Bu şefkat tezahürlerine başka memleketlerde de tesadüf edilir; fakat arada dağlar kadar fark vardır! Birtakım boş menfaat kaygıları, eğlence düşkünlükleri, çok defa kadınların da iştirak ettikleri ticari muamele gaileleri, kısacası başka memleketlerin her şeyleri çocuklara karşı şefkatlerini azalttığı halde, harem hayatı bilakis bütün bu hislerin bir merkezde toplanıp artmasını temin etmektedir.
İşte bundan dolayı Türkiye’de çocuklar yetişip adam oldukları zaman analarıyla babalarını yanlarında bulundurmakla iftihar ettikleri ve küçükken onlardan gördükleri şefkate mukabele etmekle bahtiyar oldukları halde, başka memleketlerde çok defa çocuklar olgunluk çağına girer girmez analarıyla babalarından ayrılmakta, mali menfaatleri hususunda onlarla çekişe çekişe münakaşa etmekte ve hatta bazen kendileri refah içinde yaşadıkları halde onları sefalete yakın bir hayat içinde bırakmakta ve zavallılara karşı adeta yabancılaşmaktadırlar.”
Ailede nelerin değiştiğini, geleneksel yapının hangi istikamete kaydığını ve bu yüzden toplumumuzun neler kaybettiğini sanırım bu ifadelerde görebiliyoruz.
Geçmişle geleceği buluşturabilirsek yeniden “Osmanlı İnsanı” karakterli insan yetiştirebileceğimizi düşünüyorum.
Rahatça söyleyebiliriz ki, 600 seneye bu kadar abideyi ve bu sayıda insanı sığdıran başka bir tarih mevcut değildir. Çıkarın abide şahsiyetlerimizi, 50’şer yıllık kesitlere oturtun; bakalım her 50 yıla kaç abide şahsiyet, kaç cihangir, kısacası dünya örneği kaç insan isabet edecektir?
Bir de son yüzyılımıza, devletin izmihlâl dönemine bakın; kimi görebiliyorsunuz? Ve kafalarınızı çatlatırcasına düşünün: Redd-i miras, bu milletin nelerine mâl olmuştur? Yavuz Sultan Selim’i unutturmak için, meşhur “Goben” zırhlısının “Yavuz Sultan Selim” olan adını, Cumhuriyet Türkiye’si sadece “Yavuz” şekline getirmekle yeni nesillere ne kazandırmış, Meclis kürsüsünden hanedana yapılan saldırılar hangi problemlerimizi çözmüştür?

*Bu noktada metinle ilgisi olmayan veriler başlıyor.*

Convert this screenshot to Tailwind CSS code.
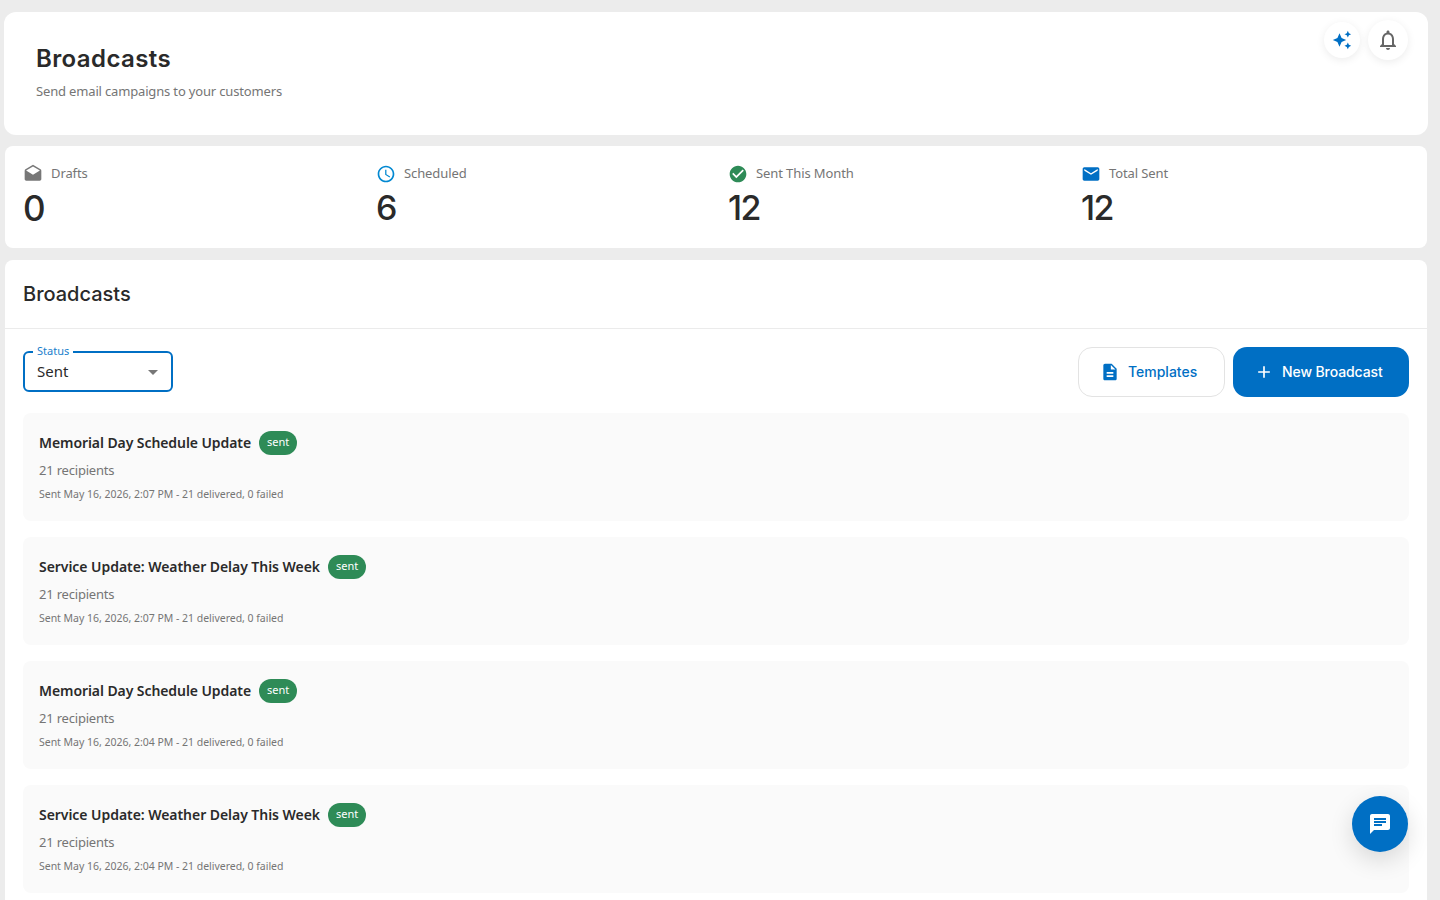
<!DOCTYPE html>
<html lang="en">
<head>
    <meta charset="UTF-8">
    <title>Broadcasts</title>
    <script src="https://cdn.jsdelivr.net/npm/@tailwindcss/browser@4"></script>
</head>
<body class="bg-[#ececec] h-screen overflow-hidden font-['Noto_Sans',sans-serif] text-[#2a2a2a]">
    <div class="relative h-[900px] overflow-hidden pt-3 pr-3 pl-1">
        <!-- Header -->
        <div class="bg-white rounded-xl h-[123px] px-8 pt-[30px]">
            <h1 class="font-['Inter',sans-serif] text-[24px] leading-[34px] font-semibold tracking-[0.4px]">Broadcasts</h1>
            <p class="mt-[5px] text-[13px] leading-5 tracking-[-0.16px] text-[#757575]">Send email campaigns to your customers</p>
        </div>

        <!-- top right buttons -->
        <div class="absolute top-5 right-8 flex items-center gap-2">
            <button class="w-9 h-9 rounded-full bg-white shadow-[0_2px_8px_rgba(0,0,0,0.08)] flex items-center justify-center">
                <svg class="w-5 h-5 fill-[#006fc4]" viewBox="0 0 24 24"><path d="M19 9l1.25-2.75L23 5l-2.75-1.25L19 1l-1.25 2.75L15 5l2.75 1.25L19 9zm-7.5.5L9 4 6.5 9.5 1 12l5.5 2.5L9 20l2.5-5.5L17 12l-5.5-2.5zM19 15l-1.25 2.75L15 19l2.75 1.25L19 23l1.25-2.75L23 19l-2.75-1.25L19 15z"/></svg>
            </button>
            <button class="w-10 h-10 rounded-full bg-white shadow-[0_2px_8px_rgba(0,0,0,0.08)] flex items-center justify-center">
                <svg class="w-6 h-6 fill-[#666]" viewBox="0 0 24 24"><path d="M12 22c1.1 0 2-.9 2-2h-4c0 1.1.9 2 2 2zm6-6v-5c0-3.07-1.63-5.64-4.5-6.32V4c0-.83-.67-1.5-1.5-1.5s-1.5.67-1.5 1.5v.68C7.64 5.36 6 7.92 6 11v5l-2 2v1h16v-1l-2-2zm-2 1H8v-6c0-2.48 1.51-4.5 4-4.5s4 2.02 4 4.5v6z"/></svg>
            </button>
        </div>

        <!-- Stats -->
        <div class="mt-[11px] mx-px bg-white rounded-lg h-[102px] pl-[18px] pt-4 grid grid-cols-[353px_352px_353px_1fr]">
            <div>
                <div class="flex items-center gap-2 h-6 text-[13px] tracking-[-0.1px] text-[#757575]">
                    <svg class="w-5 h-5 fill-[#777]" viewBox="0 0 24 24"><path d="M21.99 8c0-.72-.37-1.35-.94-1.7L12 1 2.95 6.3C2.38 6.65 2 7.28 2 8v10c0 1.1.9 2 2 2h16c1.1 0 2-.9 2-2l-.01-10zM12 13 3.74 7.84 12 3l8.26 4.84L12 13z"/></svg>
                    Drafts
                </div>
                <div class="font-['Inter',sans-serif] text-[35px] leading-[44px] font-medium">0</div>
            </div>
            <div>
                <div class="flex items-center gap-2 h-6 text-[13px] tracking-[-0.1px] text-[#757575]">
                    <svg class="w-5 h-5 fill-[#0288d1]" viewBox="0 0 24 24"><path d="M11.99 2C6.47 2 2 6.48 2 12s4.47 10 9.99 10C17.52 22 22 17.52 22 12S17.52 2 11.99 2zM12 20c-4.42 0-8-3.58-8-8s3.58-8 8-8 8 3.58 8 8-3.58 8-8 8z"/><path d="M12.5 7H11v6l5.25 3.15.75-1.23-4.5-2.67z"/></svg>
                    Scheduled
                </div>
                <div class="font-['Inter',sans-serif] text-[34px] leading-[44px] font-medium">6</div>
            </div>
            <div>
                <div class="flex items-center gap-2 h-6 text-[13px] tracking-[-0.1px] text-[#757575]">
                    <svg class="w-5 h-5 fill-[#2e8b57]" viewBox="0 0 24 24"><path d="M12 2C6.48 2 2 6.48 2 12s4.48 10 10 10 10-4.48 10-10S17.52 2 12 2zm-2 15-5-5 1.41-1.41L10 14.17l7.59-7.59L19 8l-9 9z"/></svg>
                    Sent This Month
                </div>
                <div class="font-['Inter',sans-serif] text-[34px] leading-[44px] font-medium tracking-[-1.5px]">12</div>
            </div>
            <div>
                <div class="flex items-center gap-2 h-6 text-[13px] tracking-[-0.1px] text-[#757575]">
                    <svg class="w-5 h-5 fill-[#006fc4]" viewBox="0 0 24 24"><path d="M20 4H4c-1.1 0-1.99.9-1.99 2L2 18c0 1.1.9 2 2 2h16c1.1 0 2-.9 2-2V6c0-1.1-.9-2-2-2zm0 4-8 5-8-5V6l8 5 8-5v2z"/></svg>
                    Total Sent
                </div>
                <div class="font-['Inter',sans-serif] text-[34px] leading-[44px] font-medium tracking-[-1.5px]">12</div>
            </div>
        </div>

        <!-- Main card -->
        <div class="mt-3 mx-px bg-white rounded-t-lg pb-10">
            <div class="h-[69px] border-b border-[#ebebeb] pl-[18px] flex items-center">
                <h2 class="font-['Inter',sans-serif] text-[20px] font-medium">Broadcasts</h2>
            </div>
            <div class="px-[18px] pt-[18px]">
                <div class="flex items-center justify-between h-[50px]">
                    <div class="relative w-[150px] h-[41px] mb-0.5 border-2 border-[#006fc4] rounded-md flex items-center justify-between pl-[12px] pr-[6px]">
                        <span class="absolute -top-[9px] left-[8px] bg-white px-[4px] text-[11px] leading-[14px] text-[#1a80cc]">Status</span>
                        <span class="text-[15px] text-[#2a2a2a]">Sent</span>
                        <svg class="w-6 h-6 mt-[2px] fill-[#777]" viewBox="0 0 24 24"><path d="M7 10l5 5 5-5z"/></svg>
                    </div>
                    <div class="flex gap-2">
                        <button class="w-[147px] h-[50px] pl-[21px] pb-px rounded-[14px] border border-[#e3e3e3] bg-white flex items-center gap-2 font-['Inter',sans-serif] text-[14px] font-medium text-[#006fc4]">
                            <svg class="w-5 h-5 fill-[#006fc4]" viewBox="0 0 24 24"><path d="M14 2H6c-1.1 0-1.99.9-1.99 2L4 20c0 1.1.89 2 1.99 2H18c1.1 0 2-.9 2-2V8l-6-6zm2 16H8v-2h8v2zm0-4H8v-2h8v2zm-3-5V3.5L18.5 9H13z"/></svg>
                            Templates
                        </button>
                        <button class="w-[176px] h-[50px] pl-[21px] pb-px rounded-[14px] bg-[#006fc4] flex items-center gap-2 font-['Inter',sans-serif] text-[14px] tracking-[-0.1px] font-medium text-white">
                            <svg class="w-5 h-5 fill-white" viewBox="0 0 24 24"><path d="M19 13h-6v6h-2v-6H5v-2h6V5h2v6h6v2z"/></svg>
                            New Broadcast
                        </button>
                    </div>
                </div>

                <div class="mt-4 flex flex-col gap-4">
                    <div class="bg-[#fafafa] rounded-lg h-[108px] px-4 pt-[18px]">
                        <div class="flex items-center gap-2 h-6">
                            <span class="mb-0.5 text-[14px] font-semibold tracking-[-0.08px] text-[#2a2a2a]">Memorial Day Schedule Update</span>
                            <span class="h-6 px-2 rounded-full bg-[#2e8b57] text-white text-[11px] leading-[22px]">sent</span>
                        </div>
                        <p class="mt-[5px] text-[13px] tracking-[-0.2px] leading-5 text-[#757575]">21 recipients</p>
                        <p class="mt-[5px] text-[10.5px] tracking-[-0.02px] leading-[18px] text-[#757575]">Sent May 16, 2026, 2:07 PM - 21 delivered, 0 failed</p>
                    </div>
                    <div class="bg-[#fafafa] rounded-lg h-[108px] px-4 pt-[18px]">
                        <div class="flex items-center gap-2 h-6">
                            <span class="mb-0.5 text-[14px] font-semibold tracking-[-0.05px] text-[#2a2a2a]">Service Update: Weather Delay This Week</span>
                            <span class="h-6 px-2 rounded-full bg-[#2e8b57] text-white text-[11px] leading-[22px]">sent</span>
                        </div>
                        <p class="mt-[5px] text-[13px] tracking-[-0.2px] leading-5 text-[#757575]">21 recipients</p>
                        <p class="mt-[5px] text-[10.5px] tracking-[-0.02px] leading-[18px] text-[#757575]">Sent May 16, 2026, 2:07 PM - 21 delivered, 0 failed</p>
                    </div>
                    <div class="bg-[#fafafa] rounded-lg h-[108px] px-4 pt-[18px]">
                        <div class="flex items-center gap-2 h-6">
                            <span class="mb-0.5 text-[14px] font-semibold tracking-[-0.08px] text-[#2a2a2a]">Memorial Day Schedule Update</span>
                            <span class="h-6 px-2 rounded-full bg-[#2e8b57] text-white text-[11px] leading-[22px]">sent</span>
                        </div>
                        <p class="mt-[5px] text-[13px] tracking-[-0.2px] leading-5 text-[#757575]">21 recipients</p>
                        <p class="mt-[5px] text-[10.5px] tracking-[-0.02px] leading-[18px] text-[#757575]">Sent May 16, 2026, 2:04 PM - 21 delivered, 0 failed</p>
                    </div>
                    <div class="bg-[#fafafa] rounded-lg h-[108px] px-4 pt-[18px]">
                        <div class="flex items-center gap-2 h-6">
                            <span class="mb-0.5 text-[14px] font-semibold tracking-[-0.05px] text-[#2a2a2a]">Service Update: Weather Delay This Week</span>
                            <span class="h-6 px-2 rounded-full bg-[#2e8b57] text-white text-[11px] leading-[22px]">sent</span>
                        </div>
                        <p class="mt-[5px] text-[13px] tracking-[-0.2px] leading-5 text-[#757575]">21 recipients</p>
                        <p class="mt-[5px] text-[10.5px] tracking-[-0.02px] leading-[18px] text-[#757575]">Sent May 16, 2026, 2:04 PM - 21 delivered, 0 failed</p>
                    </div>
                </div>
            </div>
        </div>

        <!-- chat button -->
        <button class="absolute left-[1352px] top-[796px] w-14 h-14 rounded-full bg-[#006fc4] shadow-[0_8px_24px_rgba(0,0,0,0.14)] flex items-center justify-center">
            <svg class="w-6 h-6 fill-white" viewBox="0 0 24 24"><path d="M20 2H4c-1.1 0-1.99.9-1.99 2L2 22l4-4h14c1.1 0 2-.9 2-2V4c0-1.1-.9-2-2-2zM6 9h12v2H6V9zm8 5H6v-2h8v2zm4-6H6V6h12v2z"/></svg>
        </button>
    </div>
</body>
</html>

Kendimizi tutamıyor ve Fransız yazar Claude Farrere’den konuyla ilgili hayret uyandıran ifadelerinden kısa bir bölüm alıyoruz:
“Size tuhaf bir şey söyleyeceğim: Günümüzün cumhuriyetçi Türkleri, kendilerini Bayezid’in torunları değil de Timur’un torunları sayıyorlar. Cumhuriyet donanmasında bir zırhlı var: Almanların eski ‘Goben’ Zırhlısı... Bu geminin adını değiştirmek ve millî bir isim vermek gerekti. Çok haklı olarak ‘Yavuz Selim’ adı teklif edildi. Ama Çankaya Hükûmeti buna razı olmadı. Kısaca ‘Yavuz’ denmesini uygun buldu. Osman’ın (Osman Gazinin) adı, Ankara’daki adamlar için tarihten silinmesi gereken, nefret edilecek bir şey hâline geldi. Tahripkâr ve zalim Cengiz’le Timur; sayısız saraylar yaptıran, mabetler inşa ettiren, yollar açan, bunca eyaleti Türk topraklarına katan hükümdarlara (padişahlara) tercih edilmektedir... Cumhuriyet Türkleri, cetlerinin mirasını hor görmeye başladılar.” (Claude Ferrere, Türklerin Manevî Gücü, s. 1987 v.d.)…
Yabancıları bile dehşete düşüren bu redd-i miras, sadece şahsiyetlere münhasır kalsaydı, belki tahribat bu seviyede olmayacaktı. Hazin ki, aşiretten beylik, beylikten devlet çıkaran ve devleti en az 400 sene cihanın üçte birine hâkim kılan temeller de tahrip edildi.